American lawyer (1864–1936)

Frank Andrews (June 15, 1864 – December 7, 1936) was the assistant attorney general of Texas from 1891 to 1895.

==Early life==
Frank Andrews was born on June 15, 1864, in Fayetteville, Texas, to Martha (née Sellers) and G. L. Andrews. His father was a Baptist minister. Andrews attended public schools and graduated with a Bachelor of Arts from Southwestern University in 1885. He then taught school for two years while studying law at night. He was admitted to the bar in 1887.

==Career==
Andrews began practicing law in Belton. He was appointed assistant attorney general of Texas by attorney general Charles A. Culberson. He held the position from January 15, 1891, to his resignation in 1895. During his tenure, he represented the Gulf Coast Lines railroad and its reorganization into the New Orleans, Texas & Mexico Railroad. He also helped found the Bankers Trust Company and Union National Bank, opened the Union Station in Houston, served as draft board chairman during World War I, won the first $2 million judgement in Texas in a receivership case, represented the Federal National Mortgage Corporation and Reconstruction Finance Corporation as part of FDR's New Deal, and organized General Crude Oil Company.

Andrews then practiced law in Houston. He was a member of the law firm Andrews, Kelley, Kurth and Campbell (later Andrews Kurth).
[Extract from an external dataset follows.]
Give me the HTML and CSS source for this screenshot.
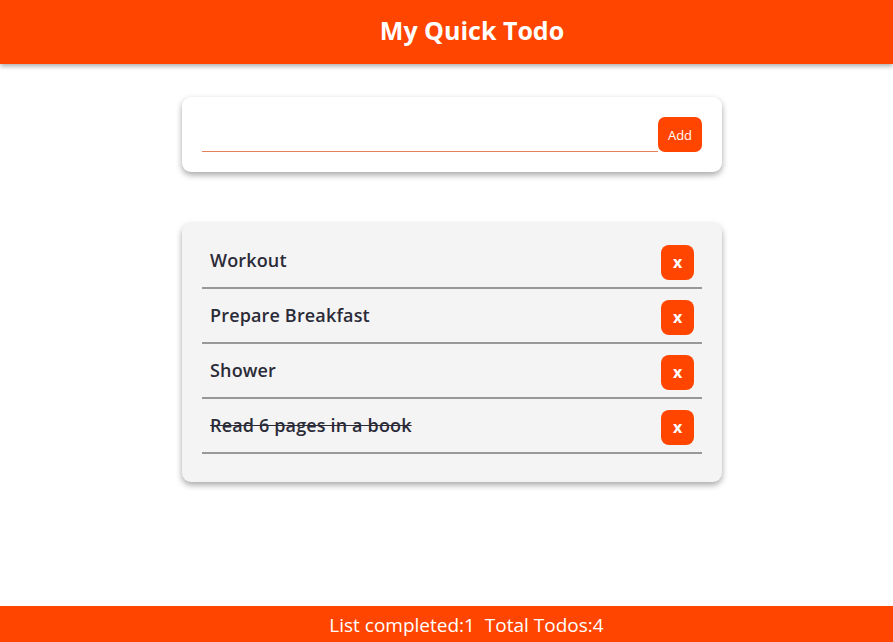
FILE: index.html
```html
<!DOCTYPE html>
<html>
<head>
<meta charset="utf-8">
<title>My Quick Todo</title>
<link rel="stylesheet" href="styles.css">
</head>
<body>
<header class="topbar"><h1 class="title">My Quick Todo</h1></header>
<main class="main">
  <section class="card add-card">
    <input class="new-input" type="text">
    <button class="add-btn">Add</button>
  </section>
  <section class="card list-card">
    <ul class="todo-list">
      <li class="todo"><span class="todo-text">Workout</span><button class="del-btn">x</button></li>
      <li class="todo"><span class="todo-text">Prepare Breakfast</span><button class="del-btn">x</button></li>
      <li class="todo"><span class="todo-text">Shower</span><button class="del-btn">x</button></li>
      <li class="todo"><span class="todo-text done">Read 6 pages in a book</span><button class="del-btn">x</button></li>
    </ul>
  </section>
</main>
<footer class="footer">List completed:1&nbsp; Total Todos:4</footer>
</body>
</html>
```
FILE: styles.css
```css
* { box-sizing: border-box; }
html, body { margin: 0; height: 100%; }
body {
  font-family: "Open Sans", "Noto Sans", sans-serif;
  background: #fff;
  display: flex;
  flex-direction: column;
  min-height: 642px;
}
.topbar {
  background: #ff4500;
  height: 64px;
  display: flex;
  align-items: center;
  justify-content: center;
  box-shadow: 0 2px 5px rgba(0,0,0,0.35);
}
.title {
  margin: 0 0 4px 51px;
  color: #fff;
  font-size: 25px;
  font-weight: 700;
}
.main {
  flex: 1;
  display: flex;
  flex-direction: column;
  align-items: center;
  padding-top: 33px;
  padding-left: 11px;
}
.card {
  width: 540px;
  border-radius: 9px;
  box-shadow: 0 3px 6px rgba(0,0,0,0.35);
}
.add-card {
  background: #fff;
  height: 75px;
  padding: 20px;
  display: flex;
  align-items: flex-end;
}
.new-input {
  flex: 1;
  height: 35px;
  border: none;
  border-bottom: 1px solid #e5805c;
  outline: none;
  background: transparent;
}
.add-btn {
  width: 44px;
  height: 35px;
  background: #ff4500;
  color: #fff;
  border: none;
  border-radius: 7px;
  font-family: "Open Sans", sans-serif;
  font-size: 13px;
  padding: 0;
}
.list-card {
  margin-top: 51px;
  background: #f4f4f4;
  padding: 11px 20px 28px;
}
.todo-list { list-style: none; margin: 0; padding: 0; }
.todo {
  height: 55px;
  border-bottom: 2px solid #989898;
  display: flex;
  align-items: flex-start;
  justify-content: space-between;
  padding: 0 8px;
}
.todo-text {
  padding-top: 14px;
  line-height: 24px;
  font-size: 18px;
  letter-spacing: 0.15px;
  font-weight: 600;
  color: #2b2b38;
}
.todo-text.done { text-decoration: line-through; }
.del-btn {
  margin-top: 11px;
  width: 33px;
  height: 35px;
  background: #ff4500;
  color: #fff;
  border: none;
  border-radius: 8px;
  font-family: "Open Sans", sans-serif;
  font-weight: 700;
  font-size: 16px;
  padding: 0 0 2px;
}
.footer {
  background: #ff4500;
  color: #fff;
  height: 36px;
  display: flex;
  align-items: center;
  justify-content: center;
  font-size: 19px;
  padding: 2px 0 0 40px;
}
```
Thomas H. Ball, Sam Streetman, John Logue and John A. Mobley were members of his law firm. He was also associated with Melvin Kurth and Robert Kelly. He did work for the St. Louis, Brownsville and Mexico Railway. He was a receiver for the railroad from 1916 to 1918 and afterward helped with the policy of the railroad. He was known for advising Standard Oil to send workers to South America.

Andrews served as the chairman of the Democratic executive committee from 1904 to 1906. He declined appointment to the Supreme Court of Texas in 1918.

==Personal life==
Andrews married Roxalee Smith, daughter of Baylor professor James L. Smith, of Salado on December 22, 1891. They had two sons, Edward and Forrest Lee.

Andrews died on December 7, 1936, at his home in Houston. He was buried in Glenwood Cemetery.